## Code that builds pages
· · · · ·

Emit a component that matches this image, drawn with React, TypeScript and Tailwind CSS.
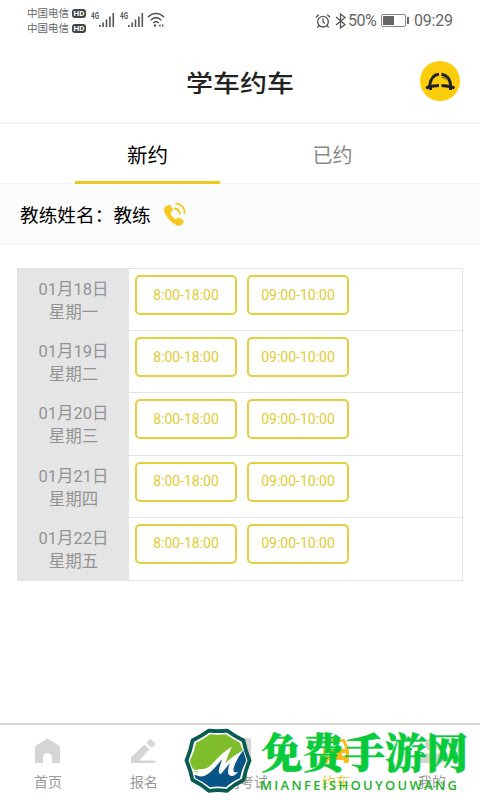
import { AlarmClock } from 'lucide-react';

const days = [
    { date: '01月18日', week: '星期一' },
    { date: '01月19日', week: '星期二' },
    { date: '01月20日', week: '星期三' },
    { date: '01月21日', week: '星期四' },
    { date: '01月22日', week: '星期五' },
];

const slots = ['8:00-18:00', '09:00-10:00'];

function Carrier() {
    return (
        <div className="flex items-center h-[15px] text-[10.5px] leading-[15px] text-[#666]">
            <span className="w-[42px] whitespace-nowrap">中国电信</span>
            <span className="ml-[3px] w-[14px] h-[9px] rounded-[3px] bg-[#444] text-white text-[8px] leading-[9px] font-bold text-center">HD</span>
        </div>
    );
}

function Signal() {
    return (
        <svg className="shrink-0" width="26" height="18" viewBox="0 0 26 18" fill="#555">
            <text x="0" y="8" fontSize="8.5" fontWeight="700" fontFamily="Roboto, sans-serif" textLength="8" lengthAdjust="spacingAndGlyphs">4G</text>
            <rect x="8" y="14" width="1.6" height="2" />
            <rect x="11.3" y="11.5" width="1.6" height="4.5" />
            <rect x="14.7" y="8.5" width="1.6" height="7.5" />
            <rect x="18.1" y="5.5" width="1.6" height="10.5" />
            <rect x="21.5" y="2" width="1.6" height="14" />
        </svg>
    );
}

function StatusBar() {
    return (
        <div className="flex items-start h-10 text-[#666]">
            <div className="ml-[27px] mt-[6px]">
                <Carrier />
                <Carrier />
            </div>
            <div className="flex ml-[5px] mt-[11px]">
                <Signal />
                <div className="ml-[3px] w-[26px]"><Signal /></div>
                <svg className="ml-[1px]" width="19" height="18" viewBox="0 0 19 18" fill="none" stroke="#555" strokeWidth="1.5">
                    <path d="M1 6.2C5.5 1.4 12.5 1.4 17 6.2M3.8 9.2C7 6 11 6 14.2 9.2M6.2 12C8 10.4 10 10.4 11.8 12" />
                    <circle cx="8" cy="14.5" r="1.2" fill="#555" stroke="none" />
                    <path d="M11.5 14.5l2-1.6v3.2zM17 14.5l-2-1.6v3.2z" fill="#555" stroke="none" />
                </svg>
            </div>
            <div className="flex items-center ml-auto mr-[27px] mt-[11px] h-[19px] text-[16px]">
                <AlarmClock className="text-[#555]" size={16} strokeWidth={2} />
                <svg className="ml-[4px]" width="11" height="16" viewBox="0 0 11 16" fill="none" stroke="#555" strokeWidth="1.3">
                    <path d="M1 4L10 11.5L5.5 15V1L10 4.5L1 12" />
                </svg>
                <span className="ml-[2px] w-[30px] tracking-[-0.5px]">50%</span>
                <div className="ml-[3px] w-[25px] h-[13px] rounded-[2px] border border-[#888] p-[1px]">
                    <div className="w-[11px] h-full bg-[#666]" />
                </div>
                <div className="w-[2px] h-[7px] ml-[1px] bg-[#666]" />
                <span className="ml-[5px] w-[39px] tracking-[-0.2px]">09:29</span>
            </div>
        </div>
    );
}

function CarBadge() {
    return (
        <svg width="40" height="40" viewBox="0 0 40 40">
            <circle cx="20" cy="20" r="20" fill="#fbcd0b" />
            <g fill="none" stroke="#222" strokeWidth="3">
                <path d="M9.5 25C10.5 17.5 14 13.7 19 13.3M21.5 13.3C27 14 30 18 30.8 25" />
                <path d="M8.5 25.7C12 25.7 15 24.5 19 24.4M21.5 24.4C25 24.5 28 25.7 32 25.7" />
            </g>
            <path d="M21.5 16.2C23.5 16.5 25 17.3 26.3 18.8" fill="none" stroke="#222" strokeWidth="0.8" />
            <circle cx="7.5" cy="26.5" r="1.8" fill="#222" />
            <circle cx="33" cy="26.5" r="1.8" fill="#222" />
            <path d="M9 25h3v4H9zM29 25h3v4h-3z" fill="#222" />
        </svg>
    );
}

function PhoneIcon() {
    return (
        <svg width="24" height="25" viewBox="0 0 24 25">
            <path
                d="M2.2 4.8L5.5 2.9Q6.8 2.4 7.6 3.6L9.6 7Q10.2 8.2 9 9.2L7.2 10.7C8.2 13.5 10.1 15.7 12.7 17.3L14.6 15.9Q15.7 15.2 16.9 16.1L20 18.3Q21.3 19.3 20.5 20.4C19 22.8 17.2 24.2 14.6 23.4C8.3 21.2 2.7 15 1 8.5Q.6 6 2.2 4.8Z"
                fill="#f7c81c"
            />
            <path d="M11.6 6.5C14.5 6.8 16.6 8.9 16.7 11.8M13.2 1.6C18.5 2 22 6 21.6 11.3" fill="none" stroke="#f7c81c" strokeWidth="1.8" strokeLinecap="round" />
        </svg>
    );
}

const navItems = [
    {
        label: '首页',
        icon: <path d="M12.5 0.5L23.3 7.3Q25 8.3 25 10V25H17V19.5a4.5 4.5 0 0 0-9 0V25H0V10Q0 8.3 1.7 7.3Z" />,
    },
    {
        label: '报名',
        icon: <path d="M0 25V19.5L13.5 6.5L18.5 11.5L8 22.4H24.5V25ZM15.3 4.7L18.5 1.6Q19.5.8 20.5 1.7L24 5.2Q24.7 6.1 23.9 7L20.5 9.8Z" />,
    },
    {
        label: '预约考试',
        icon: <path d="M4 0H21.5Q24 0 24 2V23Q24 25 22 25H4Q2 25 2 23V2Q2 0 4 0Z" />,
    },
    {
        label: '约车',
        active: true,
        icon: <path fillRule="evenodd" d="M6 1H20Q22 1 22.7 3L26 12V23Q26 25 24 25H22Q20.5 25 20.5 22H5.5Q5.5 25 4 25H2Q0 25 0 23V12L3.3 3Q4 1 6 1ZM6 4L3.5 11H22.5L20 4ZM3 15V18H7V15ZM19 15V18H23V15Z" />,
    },
    {
        label: '我的',
        icon: <path d="M12.5 0a6.5 6.5 0 1 1 0 13a6.5 6.5 0 1 1 0-13ZM1 25V19Q1 15.5 4.5 15.5H20.5Q24 15.5 24 19V25Z" />,
    },
];

function SiteLogo() {
    return (
        <svg width="68" height="66" viewBox="0 0 68 66">
            <path
                d="M25 2.6Q34 3.6 43 2.6Q50 8 59.5 12.5Q61.5 23 65.5 32.5Q61.5 42 59.5 52Q50 56.5 43 62.8Q34 61.4 25 62.8Q18 56.5 8.5 52Q6.5 42 2.5 32.5Q6.5 23 8.5 12.5Q18 8 25 2.6Z"
                fill="#fff"
                stroke="#075b50"
                strokeWidth="3.8"
                strokeLinejoin="round"
            />
            <g transform="translate(34 32.7) scale(1.07) translate(-34 -32.7)">
                <path d="M26.5 8Q34 8.8 41.5 8Q48 12.5 54.5 16Q56 20 57.5 24L44 34L24 46L12 43L8.5 36Q7.5 33 8.5 31Q12.5 23 13.5 16Q20 13 26.5 8Z" fill="#80bd2a" />
                <path d="M57.5 23Q59 28 60.5 32.5Q56 41 54.5 49Q47 52 41.5 57.5Q34 56 26.5 57.5Q20 52 13 49L12 46Q21 48 28 41L38 29L42 35L53 25Z" fill="#075486" />
                <path
                    d="M10 39Q12 43 17 40.5Q24 42 31 33Q38 25 47 19.5Q43 28 41 35Q48 28 58 22.5Q51 31 48.5 40Q48 45 53 43Q48 49 44.5 46Q42 44 45 35L37 45Q33 46 36 37L38 31Q30 41 25 45Q18 50 12 45Q15 46 16 43Q11 43 10 39Z"
                    fill="#fff"
                />
            </g>
        </svg>
    );
}

export default function App() {
    return (
        <div className="relative flex flex-col w-[480px] h-[800px] overflow-hidden bg-white font-[Roboto,'Noto_Sans_CJK_SC',sans-serif]">
            <StatusBar />

            {/* Page title */}
            <header className="flex items-center h-[84px] border-b-2 border-[#f5f5f5] pr-5">
                <div className="flex-1 pl-[60px] pt-[5px] text-center text-[27px] leading-[40px] font-medium text-[#222] scale-y-90">学车约车</div>
                <CarBadge />
            </header>

            {/* Tabs */}
            <div className="flex h-[60px] border-b border-[#f2f2f2] text-[20px] leading-[64px] text-center">
                <div className="ml-[75px] w-[145px] h-[60px] border-b-[3px] border-[#f0c91f] text-[20.5px] text-black">新约</div>
                <div className="ml-[40px] w-[145px] text-[#888]">已约</div>
            </div>

            <div className="flex items-center h-[61px] pl-5 bg-[#fcfcfc] border-b border-[#f3f3f3] text-[18.7px] text-black">
                <span className="pt-[5px] whitespace-nowrap">教练姓名：教练</span>
                <div className="ml-3"><PhoneIcon /></div>
            </div>

            {/* Schedule */}
            <div className="mt-[23px] ml-[17px] w-[446px] h-[313px] flex flex-col border border-[#e4e4e4]">
                {days.map((day, i) => (
                    <div key={day.date} className="flex flex-1">
                        <div className="w-[111px] pt-[9px] bg-[#e5e5e5] text-center text-[16.5px] leading-[23px] text-[#939393]">
                            <div>{day.date}</div>
                            <div>{day.week}</div>
                        </div>
                        <div className={`flex flex-1 gap-[10px] pl-[6px] pt-[6px] ${i < days.length - 1 ? 'border-b border-[#e4e4e4]' : ''}`}>
                            {slots.map((slot) => (
                                <button key={slot} className="w-[102px] h-[40px] rounded-[5px] border-2 border-[#e4d03f] text-[14px] text-[#e2cc34]">
                                    {slot}
                                </button>
                            ))}
                        </div>
                    </div>
                ))}
            </div>

            {/* Bottom nav */}
            <nav className="flex mt-auto h-[77px] border-t-2 border-[#d6d6d6]">
                {navItems.map((item) => (
                    <div key={item.label} className="flex flex-col items-center w-24 pt-[13px]">
                        <svg width="26" height="26" viewBox="0 0 26 26" fill={item.active ? '#fbb91e' : '#d5d5d5'}>{item.icon}</svg>
                        <span className={`mt-[8px] text-[14px] leading-[20px] ${item.active ? 'text-[#e2cc34]' : 'text-[#999]'}`}>{item.label}</span>
                    </div>
                ))}
            </nav>

            {/* Site mark over the nav */}
            <div className="absolute left-[184px] top-[728px] flex">
                <SiteLogo />
                <svg className="overflow-visible" width="228" height="70" viewBox="0 0 228 70" fill="#08cb3b">
                    <text x="9" y="40" fontSize="41" fontWeight="900" fontFamily="'Noto Serif CJK SC', 'Noto Sans CJK SC', serif" textLength="207" lengthAdjust="spacingAndGlyphs" stroke="#08cb3b" strokeWidth="0.6">免费手游网</text>
                    <text x="8" y="61.5" fontSize="13" fontWeight="600" fontFamily="'Open Sans', sans-serif" textLength="197" fill="#1fb22d">MIANFEISHOUYOUWANG</text>
                </svg>
            </div>
        </div>
    );
}
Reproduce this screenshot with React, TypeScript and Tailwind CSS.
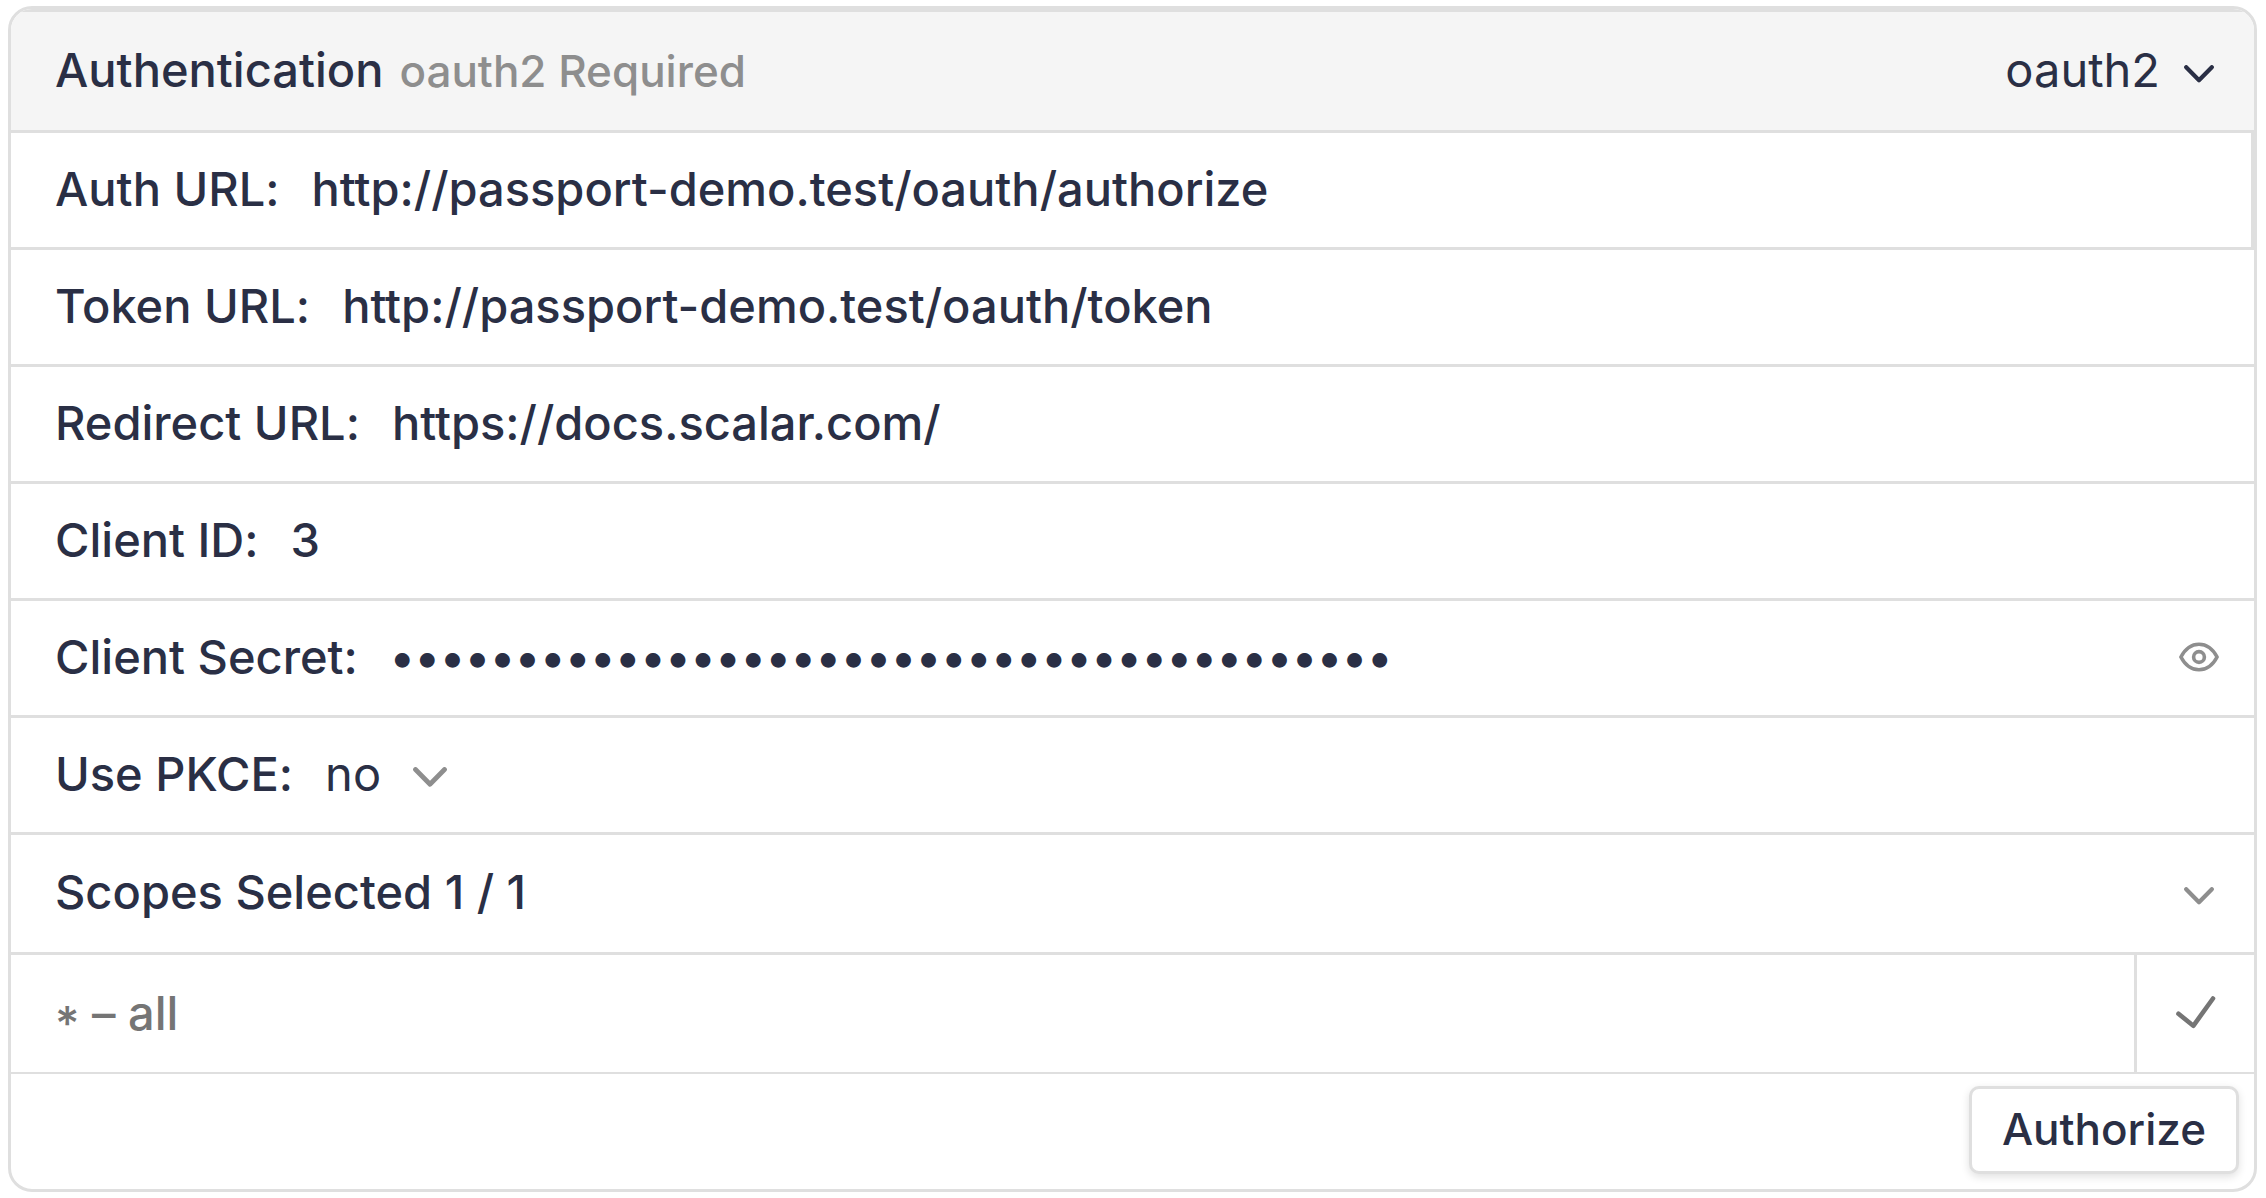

· · · · ·

## DIRECTIONS FOR THIS TASK
Skip the pictures and restate exactly the lines from the beginning of the listing to the line with "const slots = ['8:00-18:00', '09:00-10:00'];", that line included.

## PROBLEM SOLUTION
Emit a component that matches this image, drawn with React, TypeScript and Tailwind CSS.
import { AlarmClock } from 'lucide-react';

const days = [
    { date: '01月18日', week: '星期一' },
    { date: '01月19日', week: '星期二' },
    { date: '01月20日', week: '星期三' },
    { date: '01月21日', week: '星期四' },
    { date: '01月22日', week: '星期五' },
];

const slots = ['8:00-18:00', '09:00-10:00'];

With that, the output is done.